Psalm, 2020, Published by Witty Books, Turin. (Courtesy: Massimiliano Tommaso Rezza)

MM: We thought of the whole body of your works as a meditative flow, a loneliness in some divine uterus space, a form of exile from mortal vanity. Is this so in the end? Is it a visual lullaby?

 MR: I like your words in this question: meditative, flow, loneliness, the space of a sort of divine uterus, exile from mundane affairs. I was not made to have a pragmatic, materialistic, and to-do-list type of life. I need to physically be where people are still willing to admit the existence of mysteries, dogmas, opaque reasons, and unutterable events. I truly and reasonably believe that we humans will never be able to understand the logic of existence.

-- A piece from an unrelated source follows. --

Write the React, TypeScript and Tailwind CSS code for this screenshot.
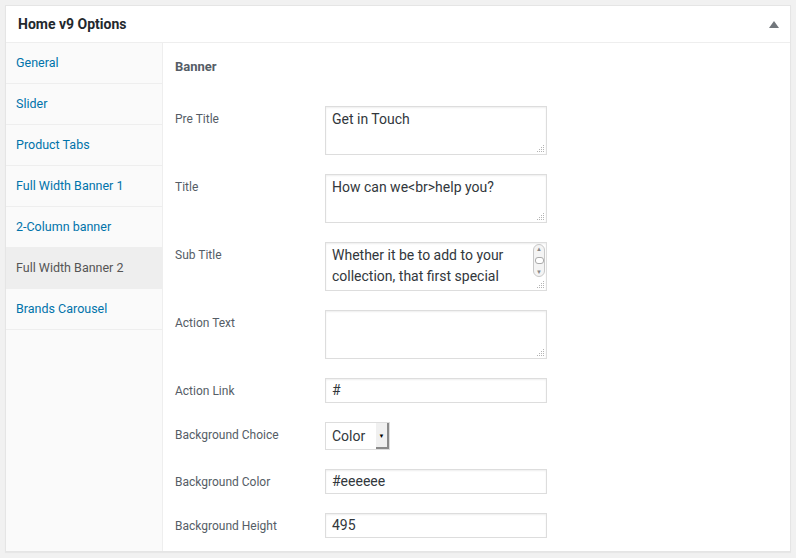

So, while in my current work, I am still dealing with the materialistic analysis of media and images, in the future, I would love to create more works that can rely on poetry, and I am talking about poetic works that remain hermetic and impermeable to description or interpretation. Actually, the work “Psalm,” published by Witty Books in 2020, is an attempt to create such a type of work, and in fact, was based on the poem by the same name written by Paul Celan. Not much can be deduced from a poem; no practical information could be extracted from it. A poem is a poem, its true nature is obscure, and for this reason, its voice resonates longer than anything else within us. Yes, poetry is based on useless, unutterable, unachievable, and invisible things, all out of reach. I am beginning to think that good work is actually unexplainable, like existence, but also pleasing, like a lullaby.